Сегодня пассионарии стали не нужны, поскольку история остановилась. А раз так, то они лишились возможности влиять на ход событий и превратились просто в компании приятелей, ветеранов. Сегодня в них уже нет созидательного духа, не потому что они сами стали хуже, просто история остановилась и они оказались бессильны перед этим фактором.
«Уральский человек самореализуется через труд»
Почему индустриализм на Урале продолжает жить? Когда у академика Лихачева спросили, что такое русский характер, он сказал, что никакого русского характера не существует. У всех наций характер примерно одинаковый, и каждая нация рассказывает о себе примерно одно и то же: мы честные, мы независимые, мы любим наших стариков, мы любим наших детей, мы очень гостеприимные и тому подобное. Но Лихачев добавил, что национальный характер — это не качество, а оттенок.
Точно так же и уральский характер — это не качество, а оттенок. Уралец, разумеется, отличается от представителей других регионов. Хоть он, как и казаки, и поморы, будет утверждать, что любит свободу и независимость, у него есть один оттенок. У каждой региональной идентичности есть главная ценность, через которую происходит самореализация человека.
Алексей ИвановZnak.com
Есть, например, среднерусская крестьянская идентичность. Для нее главная ценность — это власть и собственность. Главный герой среднерусской идентичности — это богатырь, который защищает крестьянскую общину. Если представителю крестьянской идентичности дать миллион долларов, то он купит себе усадьбу или место в думе, чтобы обладать властью и собственностью. На Севере и в Сибири люди самореализуются через ценность предприимчивости. На юге, в казачьих регионах, самореализация происходит через ценности свободы и равенства.
Для уральской заводской идентичности главная ценность — труд.

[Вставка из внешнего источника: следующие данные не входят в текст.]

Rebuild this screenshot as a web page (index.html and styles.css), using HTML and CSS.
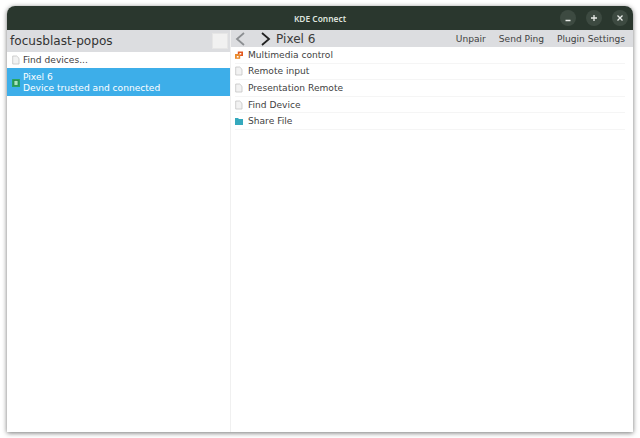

Уральский человек самореализуется через труд. Для него главным городом является город-завод. Для него главным культурным героем является человек труда — Данила-мастер. Труд для уральского человека — это и наказание, и награда, и способ проведения свободного времени, и способ самопрезентации, и так далее. Если уральскому человеку дадут миллион долларов, что он на них сделает? Он построит маленький завод и будет выпускать какую-нибудь продукцию. В этом суть уральского человека. Труд для него самое главное дело. Если почитать книгу «Ебург», то все положительные герои постоянно что-то делали. Созидание — главная жизненная стратегия уральского человека.
«Нулевые гораздо страшнее, чем разгул 90-х»
Сегодня мы попали в новый застой. В том числе и благодаря «лихим 90-м». Слишком они были лихими, и в итоге нация устала, захотела очухаться, одуматься. Но в начале нулевых нам, к несчастью, повезло, на нас свалились нефтяные деньги. Мы начали получать хорошие деньги, не работая. Нам это понравилось, мы остановили все реформы, прекратили делать то, что не доделали в 90-е, и стали жить на незаработанные деньги. В нулевые прозвучал лозунг: «У кого нет миллиарда, тот может идти известно куда». Это было время ужасного и совершенно безнравственного разгула. Это гораздо страшнее, чем разгул 90-х.
А сейчас незаработанные деньги кончились и мы остались у разбитого корыта, когда у нас и денег нет, и дела не доделаны. Сейчас мы думаем, что нам делать дальше. То ли объявить себя венцом творения и на этом успокоиться, поссорившись со всем миром, то ли браться за недоделанные дела и худо-бедно их доделывать.